Eu devo ser dos tempos das cartas. Nestes, os relacionamentos tinham mais gosto. A saudade tinha apuro. Hoje, se o celular não for atendido na primeira chamada, o desespero de quem liga logo se instaura. E-mails que não são respondidos em um dia são cobrados como quem chama uma ambulância. A industrialização, a produção em massa, fez dos produtos, no geral, descartáveis. A acessibilidade tornou-se sinônimo de desleixo. Máquina e humanidade com a mesma valia. Desfaz-se de um ser humano pelo uso. Quebrou? Deu defeito? Joga fora! O mundo da utilidade, o sem-significado.

Sou do tempo dos ditados, das cópias, dos cadernos de caligrafia, da chamada oral. Metodologia essa que, creio, nunca se tornará obsoleta. Não fiquei com trauma porque apanhei ou porque fui alcunhado. Não me fizeram acreditar que pôr ordens na minha agitação infantil fosse um desamor. Tive uma infância com quintal e jardim. Às vezes penso que ela não foi completa por eu não ter soltado pipa. Mas, tudo bem. Tive bola de gude, pião, fui várias vezes à fazenda do meu avô, explorei terras. O ar livre não me privou dos videogames e do computador, os tive.
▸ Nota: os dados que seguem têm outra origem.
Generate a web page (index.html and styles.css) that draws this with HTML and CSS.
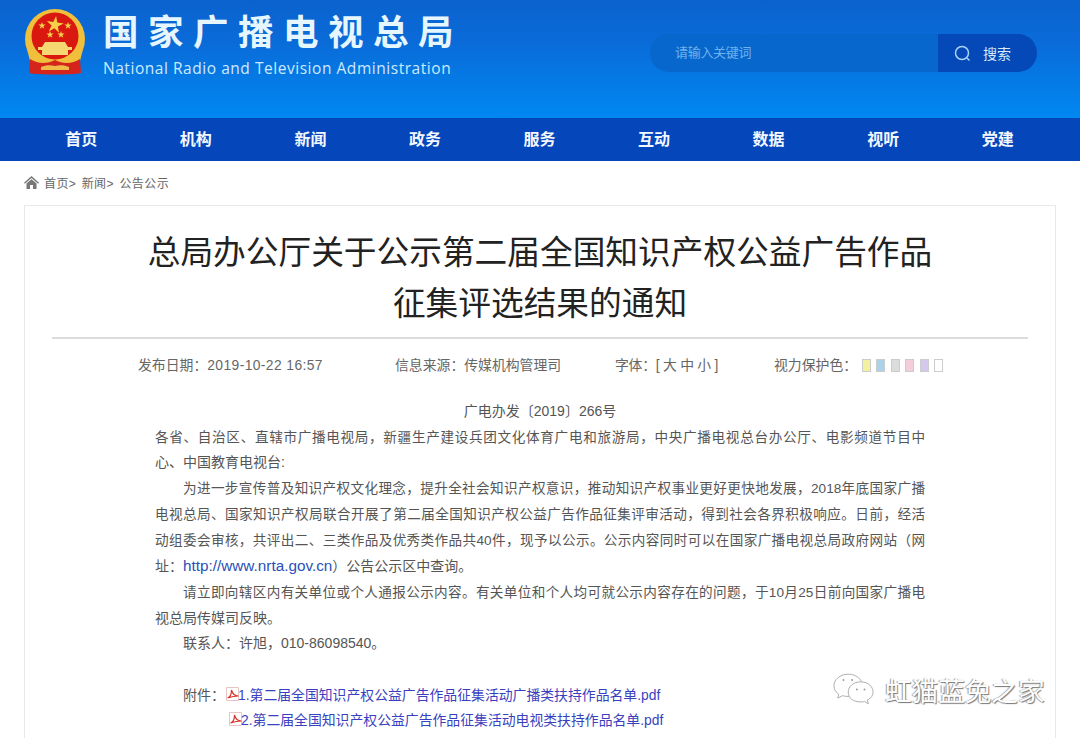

Lembro-me dos livros com bom acabamento, a capa dura, a costura entre as folhas. Hoje estes são raros ou custam caro. Com a pressa não há acabamentos nem iniciações. Tudo é estático e não fica. O engraçado é que quanto mais envelheço, mais renovado fico. Aproveito melhor a solitude. Retiro o mofo de mim. Ponho-me no sol. Recebo o tempo com parcimônia. Perco o relógio de vista. Limpo a estante. Demoro nas palavras por reconhecer sua sacralidade. Quem quiser que venha, mas não corra por mim. Estou sendo feito sem efeitos instantâneos. Instante a instante. Se poeta nasce velho, morrerá novo.